The Guardian API Setup.

  1. Visit open-platform.theguardian.com and register
  2. Create a new application in your dashboard
  3. Copy your API key (called "API Key" or "Developer Key")
  4. Free tier provides: 500 requests/day, full archive access, no rate limit per second
  5. Much more generous than NewsAPI for learning purposes

Reddit API Setup.

  1. Visit reddit.com/prefs/apps (requires Reddit account)
  2. Click "Create App" or "Create Another App"
  3. Choose type: "web app" (enables OAuth redirect)
  4. Set redirect URI: http://localhost:8000/auth/reddit/callback (for local dev)
  5. Note your client ID (under the app name) and client secret
  6. Free tier: 60 requests/minute per OAuth token
  • Store credentials securely. Create a .env file in your project root. Add it to .gitignore immediately before your first commit. This prevents accidentally committing secrets to Git.
.env (gitignored)
# .env - NEVER COMMIT THIS FILE
NEWSAPI_KEY=your_newsapi_key_here
GUARDIAN_API_KEY=your_guardian_key_here
REDDIT_CLIENT_ID=your_reddit_client_id
REDDIT_CLIENT_SECRET=your_reddit_secret
REDDIT_REDIRECT_URI=http://localhost:8000/auth/reddit/callback
DATABASE_URL=postgresql://postgres:postgres@localhost:5432/news_platform
REDIS_URL=redis://localhost:6379
Never commit secrets

Committing API keys to GitHub is a common mistake with a slow recovery. Public-repo scrapers find committed keys within minutes; deleting the commit doesn't help because the keys stay in the repository's history until you rewrite it. Add .env to .gitignore before the first commit, not after.
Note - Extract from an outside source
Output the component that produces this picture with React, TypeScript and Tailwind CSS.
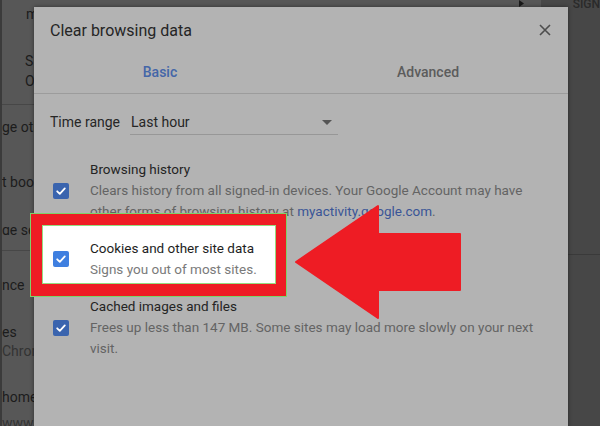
import React from 'react';

function Check({ bright }: { bright?: boolean }) {
  return (
    <div
      className={
        'w-[16px] h-[16px] rounded-[2px] shrink-0 flex items-center justify-center ' +
        (bright ? 'bg-[#3f7fe0]' : 'bg-[#3a64ae]')
      }
    >
      <svg width="12" height="12" viewBox="0 0 12 12">
        <path d="M2.2 6.3 L4.8 8.8 L9.8 3.4" fill="none" stroke="#fff" strokeWidth="1.8" strokeLinecap="round" strokeLinejoin="round" />
      </svg>
    </div>
  );
}

export default function App() {
  return (
    <div className="relative w-[600px] h-[426px] overflow-hidden bg-[#474747] font-['Roboto',sans-serif]">
      {/* page underneath the dialog */}
      <div className="flex h-full">
        <div className="w-[2px] bg-[#3b3b3b]" />
        <div className="w-[540px] bg-[#575757] flex flex-col text-[14px] leading-[20px] text-[#1c1c1c] whitespace-nowrap">
          <div className="w-[32px] overflow-hidden flex flex-col">
            <div className="mt-[4px] pl-[24px]">m</div>
            <div className="mt-[27px] pl-[23px]">S</div>
            <div className="pl-[23px]">O</div>
          </div>
          <div className="mt-[16px] border-b border-[#474747]" />
          <div className="w-[32px] overflow-hidden flex flex-col">
            <div className="mt-[12px]">ge other people</div>
            <div className="mt-[35px]">t bookmarks</div>
            <div className="mt-[28px]">ge search engines</div>
          </div>
          <div className="mt-[15px] border-b border-[#474747]" />
          <div className="w-[32px] overflow-hidden flex flex-col">
            <div className="mt-[24px]">nce</div>
            <div className="mt-[28px] leading-[18px]">es</div>
            <div className="mt-[1px] leading-[18px] text-[#333]">Chrome Web Store</div>
            <div className="mt-[27px]">home button</div>
            <div className="mt-[6px] text-[#333]">www.google.com</div>
          </div>
        </div>
        <div className="flex-1 flex flex-col">
          <div className="-mt-[3px] pl-[32px] text-[12px] leading-[14px] font-medium text-[#2a2a2a]">SIGN</div>
          <div className="mt-[243px] border-b border-[#3a3a3a]" />
        </div>
      </div>

      <svg className="absolute left-[518px] top-0" width="7" height="8" viewBox="0 0 7 8">
        <path d="M1 0 L6 3.5 L1 7 Z" fill="#1a1a1a" />
      </svg>

      {/* dialog */}
      <div className="absolute left-[34px] top-[7px] w-[534px] h-[440px] bg-[#b3b3b3] shadow-[0_0_4px_rgba(0,0,0,0.45)]">
        <div className="flex items-start justify-between pl-[16px] pr-[17px] pt-[14px]">
          <div className="text-[16px] leading-[20px] text-[#252525]">Clear browsing data</div>
          <svg className="mt-[3px]" width="12" height="12" viewBox="0 0 12 12">
            <path d="M1 1 L11 11 M11 1 L1 11" stroke="#4d4d4d" strokeWidth="1.6" />
          </svg>
        </div>

        <div className="border-b border-[#9c9c9c]">
          <div className="flex -ml-[8px] mr-[6px] pt-[21px] pb-[11px] text-[14px] leading-[20px] font-medium">
            <div className="flex-1 text-center text-[#4466a8]">Basic</div>
            <div className="flex-1 text-center text-[#5c5c5c]">Advanced</div>
          </div>
        </div>

        <div className="flex items-start mt-[18px] pl-[16px] text-[14px] leading-[20px] text-[#262626]">
          <div className="w-[80px]">Time range</div>
          <div className="w-[208px] flex items-center justify-between border-b border-[#979797] pb-[2px] pl-[1px] pr-[6px]">
            <span>Last hour</span>
            <svg width="10" height="5" viewBox="0 0 10 5">
              <path d="M0 0 L10 0 L5 5 Z" fill="#555" />
            </svg>
          </div>
        </div>

        <div className="mt-[16px] flex flex-col text-[13.5px] leading-[21px] whitespace-nowrap">
          <div className="flex items-center py-[8px] pl-[19px]">
            <Check />
            <div className="ml-[21px]">
              <div className="text-[#242424]">Browsing history</div>
              <div className="text-[#646464]">Clears history from all signed-in devices. Your Google Account may have</div>
              <div className="text-[#646464]">
                other forms of browsing history at <span className="text-[#3a5597]">myactivity.google.com</span>.
              </div>
            </div>
          </div>

          <div className="relative py-[8px] pl-[19px]">
            <div className="absolute -left-[4px] -top-[17px] w-[257px] h-[84px] flex bg-[#ee1c24] border border-[#7dd36b] pt-[11px] pl-[11px] pr-[10px] pb-[12px]">
              <div className="flex-1 bg-white border border-[#94dd80]" />
            </div>
            <div className="relative flex items-center">
              <Check bright />
              <div className="ml-[21px]">
                <div className="text-[#1e1e1e]">Cookies and other site data</div>
                <div className="text-[#7a7a7a]">Signs you out of most sites.</div>
              </div>
            </div>
          </div>

          <div className="flex items-center py-[8px] pl-[19px]">
            <Check />
            <div className="ml-[21px]">
              <div className="text-[#242424]">Cached images and files</div>
              <div className="text-[#646464]">Frees up less than 147 MB. Some sites may load more slowly on your next</div>
              <div className="text-[#646464]">visit.</div>
            </div>
          </div>
        </div>
      </div>

      {/* red arrow annotation */}
      <svg className="absolute left-0 top-0 pointer-events-none" width="600" height="426" viewBox="0 0 600 426">
        <polygon
          points="296,262 378,206 378,234 460,234 460,290 378,290 378,318"
          fill="#ee1c24"
          stroke="#ee1c24"
          strokeWidth="2"
          strokeLinejoin="round"
        />
      </svg>
    </div>
  );
}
  • Project dependencies. The Python environment needs a fixed set of packages before the API clients can run. The versions below are the ones the chapter was tested against; pinning them keeps the development environment reproducible across machines and matches what the Docker image installs in Phase 2.
requirements.txt
# Core Framework
fastapi==0.104.1
uvicorn[standard]==0.24.0

# Async HTTP Client
httpx==0.25.1

# Database
sqlalchemy==2.0.23
alembic==1.12.1
psycopg2-binary==2.9.9

# Caching
redis==5.0.1

# Configuration & Validation
pydantic==2.5.0
pydantic-settings==2.1.0
python-dotenv==1.0.0

# Testing
pytest==7.4.3
pytest-asyncio==0.21.1
pytest-cov==4.1.0

# Optional: For Extensions
# textblob==0.17.1          # Sentiment analysis
# celery==5.3.4             # Background jobs
# sendgrid==6.10.0          # Email digests

Install dependencies with pip install -r requirements.txt. Use a virtual environment (python -m venv venv) to isolate project dependencies from your system Python.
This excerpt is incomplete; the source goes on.